De buitentak (A) is altijd iets langer dan de binnentak (B) doordat de buitenhoefhelft ook ruimer is.( kijk eens naar ons eigen schoeisel,
je zult zien dat wij ook de buitenzijde door ons lopen veel meer afslijten dus word ook de oppervlakte wijder).

3

Als we de voet van bovenaf bekijken dan moet het model (ronding) van het hoefijzer hetzelfde model hebben als van de kroonrand.

We  kunnen stellen dat de vorm van de kroonrand het model is van het hoefijzer.

4

Bij de voorzijde van de voet moet er in het hoefijzer een opzet zijn gesmeed
(een ronding in het teengedeelte) dit voor het beter kunnen afrollen van de voet.

5

Omdat de voet per maand ongeveer 1 cm. groeit moeten we ervoor kunnen zorgen
dat hij na ongeveer 8 tot 10 weken nog netjes op het hoefijzer staat , vandaar dat we
het hoefijzer de buitentak zowel de binnentak een ruimte geven het z,g garnituur.

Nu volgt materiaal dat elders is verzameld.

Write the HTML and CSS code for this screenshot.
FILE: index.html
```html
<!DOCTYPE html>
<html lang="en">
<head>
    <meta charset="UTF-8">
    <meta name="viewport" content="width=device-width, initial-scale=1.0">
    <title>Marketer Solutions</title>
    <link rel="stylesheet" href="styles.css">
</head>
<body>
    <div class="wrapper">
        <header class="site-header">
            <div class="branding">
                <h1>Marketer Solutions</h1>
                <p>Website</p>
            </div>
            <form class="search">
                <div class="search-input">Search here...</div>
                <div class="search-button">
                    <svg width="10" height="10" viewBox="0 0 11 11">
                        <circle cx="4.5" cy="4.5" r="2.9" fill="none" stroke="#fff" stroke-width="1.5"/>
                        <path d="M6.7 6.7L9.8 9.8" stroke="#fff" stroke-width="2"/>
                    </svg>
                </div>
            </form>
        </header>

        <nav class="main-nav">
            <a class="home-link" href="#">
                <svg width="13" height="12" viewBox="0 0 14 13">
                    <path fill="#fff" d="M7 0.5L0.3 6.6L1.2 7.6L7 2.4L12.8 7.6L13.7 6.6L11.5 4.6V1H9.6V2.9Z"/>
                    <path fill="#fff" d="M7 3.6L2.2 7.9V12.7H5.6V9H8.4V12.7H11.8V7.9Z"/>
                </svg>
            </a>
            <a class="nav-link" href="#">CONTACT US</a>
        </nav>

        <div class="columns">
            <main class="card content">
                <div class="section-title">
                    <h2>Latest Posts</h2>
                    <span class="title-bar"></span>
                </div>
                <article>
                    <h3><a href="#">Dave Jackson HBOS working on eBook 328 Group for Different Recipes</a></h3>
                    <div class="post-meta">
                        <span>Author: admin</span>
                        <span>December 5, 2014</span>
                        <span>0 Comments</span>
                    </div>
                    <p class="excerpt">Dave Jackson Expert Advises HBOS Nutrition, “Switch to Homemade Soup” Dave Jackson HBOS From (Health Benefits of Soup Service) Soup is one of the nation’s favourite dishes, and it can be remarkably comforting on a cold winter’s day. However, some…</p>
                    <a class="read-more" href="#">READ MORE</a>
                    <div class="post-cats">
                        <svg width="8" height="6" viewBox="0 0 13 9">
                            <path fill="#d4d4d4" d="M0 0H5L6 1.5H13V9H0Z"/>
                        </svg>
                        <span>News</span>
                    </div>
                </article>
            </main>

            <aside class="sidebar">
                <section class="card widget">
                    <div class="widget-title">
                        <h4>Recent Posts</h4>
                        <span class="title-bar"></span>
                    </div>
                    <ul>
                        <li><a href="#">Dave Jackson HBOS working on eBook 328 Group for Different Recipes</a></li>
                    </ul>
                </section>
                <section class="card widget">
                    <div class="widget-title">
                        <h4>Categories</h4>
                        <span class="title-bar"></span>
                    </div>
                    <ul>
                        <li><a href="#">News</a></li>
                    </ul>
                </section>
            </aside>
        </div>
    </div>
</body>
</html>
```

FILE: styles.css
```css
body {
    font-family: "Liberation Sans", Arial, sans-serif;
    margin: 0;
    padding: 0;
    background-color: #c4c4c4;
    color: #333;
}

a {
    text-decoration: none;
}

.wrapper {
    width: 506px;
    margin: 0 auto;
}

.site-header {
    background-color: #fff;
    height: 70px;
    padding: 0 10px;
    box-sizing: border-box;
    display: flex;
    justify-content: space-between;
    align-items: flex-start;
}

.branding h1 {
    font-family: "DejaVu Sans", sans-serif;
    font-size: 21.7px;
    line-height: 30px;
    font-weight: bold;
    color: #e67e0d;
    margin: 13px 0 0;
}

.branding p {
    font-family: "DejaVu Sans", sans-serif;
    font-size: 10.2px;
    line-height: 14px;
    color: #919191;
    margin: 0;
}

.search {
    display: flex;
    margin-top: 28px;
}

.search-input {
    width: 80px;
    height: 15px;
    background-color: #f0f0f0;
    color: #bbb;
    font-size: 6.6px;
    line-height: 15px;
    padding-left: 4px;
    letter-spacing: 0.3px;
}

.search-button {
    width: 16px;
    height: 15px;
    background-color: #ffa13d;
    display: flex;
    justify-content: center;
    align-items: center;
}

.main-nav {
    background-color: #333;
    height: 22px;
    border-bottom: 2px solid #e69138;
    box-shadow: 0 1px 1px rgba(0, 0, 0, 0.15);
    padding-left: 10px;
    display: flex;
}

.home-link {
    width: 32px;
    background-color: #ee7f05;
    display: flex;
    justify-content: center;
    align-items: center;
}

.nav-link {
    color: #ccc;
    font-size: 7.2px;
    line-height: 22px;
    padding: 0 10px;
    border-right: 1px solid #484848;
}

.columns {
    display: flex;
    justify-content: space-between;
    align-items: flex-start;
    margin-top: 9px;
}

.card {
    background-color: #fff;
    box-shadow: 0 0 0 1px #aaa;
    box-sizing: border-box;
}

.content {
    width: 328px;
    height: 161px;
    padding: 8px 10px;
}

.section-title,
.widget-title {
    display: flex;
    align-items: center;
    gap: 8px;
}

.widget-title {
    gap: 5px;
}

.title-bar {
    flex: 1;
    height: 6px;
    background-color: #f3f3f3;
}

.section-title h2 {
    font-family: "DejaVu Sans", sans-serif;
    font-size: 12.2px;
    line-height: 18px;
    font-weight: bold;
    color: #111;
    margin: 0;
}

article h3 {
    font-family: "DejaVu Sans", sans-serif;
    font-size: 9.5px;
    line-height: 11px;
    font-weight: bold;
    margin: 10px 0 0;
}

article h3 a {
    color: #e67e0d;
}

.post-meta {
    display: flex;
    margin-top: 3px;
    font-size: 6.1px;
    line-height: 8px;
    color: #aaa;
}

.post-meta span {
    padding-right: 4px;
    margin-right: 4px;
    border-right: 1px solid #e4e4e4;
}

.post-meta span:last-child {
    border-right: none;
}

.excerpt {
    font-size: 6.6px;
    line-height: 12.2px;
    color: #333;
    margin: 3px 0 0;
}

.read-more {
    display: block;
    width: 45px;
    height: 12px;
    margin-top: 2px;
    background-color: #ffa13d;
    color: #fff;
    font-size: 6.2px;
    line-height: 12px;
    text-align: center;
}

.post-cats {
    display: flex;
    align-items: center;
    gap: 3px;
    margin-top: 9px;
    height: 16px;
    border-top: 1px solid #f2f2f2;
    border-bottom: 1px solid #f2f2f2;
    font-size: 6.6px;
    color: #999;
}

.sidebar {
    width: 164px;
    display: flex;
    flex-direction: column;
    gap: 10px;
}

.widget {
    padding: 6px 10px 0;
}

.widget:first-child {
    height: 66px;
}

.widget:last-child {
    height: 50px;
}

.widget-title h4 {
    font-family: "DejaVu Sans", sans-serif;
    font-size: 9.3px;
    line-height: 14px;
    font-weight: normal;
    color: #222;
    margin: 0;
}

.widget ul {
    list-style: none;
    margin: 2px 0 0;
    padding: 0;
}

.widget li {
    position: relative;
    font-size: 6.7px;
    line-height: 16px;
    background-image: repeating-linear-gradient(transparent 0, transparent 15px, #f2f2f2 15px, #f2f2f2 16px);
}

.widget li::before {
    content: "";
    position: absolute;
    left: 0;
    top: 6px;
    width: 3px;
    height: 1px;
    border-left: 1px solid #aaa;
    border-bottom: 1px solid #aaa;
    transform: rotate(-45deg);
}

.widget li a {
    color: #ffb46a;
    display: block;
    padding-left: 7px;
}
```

Het hoefijzer begint bij het 3e nagelgat naar buiten te komen om zo een extra
oppervlakte te creëren voor het laten bewegen van de verzenen (hoefmechanisme).

7 

<<<het uitzetten van de voeten dus het bewegen van de verzenen heet “hoefmechanisme”

 8

<<<<Het bewegen van de voet op een goed passend hoefijzer.

 

Slechte voeten zijn zelden aangeboren!

9

Een goed ruim beslag.

Hoefbeslag is essentieel voor de inzetbaarheid van het gebruikspaard. De smid kan
een paard maken en breken. Ook gezonde en sterke voeten hebben een goed beslag nodig om gezond en sterk te blijven.

„Een ketting is zo sterk als zijn zwakste schakel” is een bekend Nederlands spreekwoord. Daar is geen speld tussen te krijgen. Wie
met paarden werkt, wordt maar al te vaak met deze waarheid geconfronteerd. Een kleine blessure is dikwijls al voldoende om het zo
groot en sterk ogende paard voor kortere of langere tijd buiten gevecht te stellen. Niet zelden blijken de voeten de zwakste schakel te zijn. Niet dat er veel paarden met slechte voeten worden geboren, integendeel.

Het is toch ook een waarheid dat als de mens denk de natuur te kunnen verbeteren, het ook altijd fout gaat.

Dat men desondanks veel slechte voeten ziet, is te wijten aan onvoldoende voetverzorging en slecht hoefbeslag zelfs het niet correct
en deskundig bekappen van de voeten geeft een enorme schade en zal zich vroeg of laat openbaren.
De basis van het kwaad wordt dikwijls al op zeer jeugdige leeftijd gelegd. Ook de voeten van veulens en jaarlingen vragen aandacht en moeten regelmatig worden bekapt.
Door dat oordeelkundig te doen en zo nodig een ijzertje te gebruiken, kunnen bij deze jonge dieren nog correcties in de beenstanden worden aangebracht, die bij een 3 jarige leeftijd en volwassen paard niet meer te realiseren zijn. Daar staat tegenover dat van het verwaarlozen van de voeten in de eerste levensjaren een negatieve invloed kan uitgaan op de gebruikswaarde van het paard in de toekomst.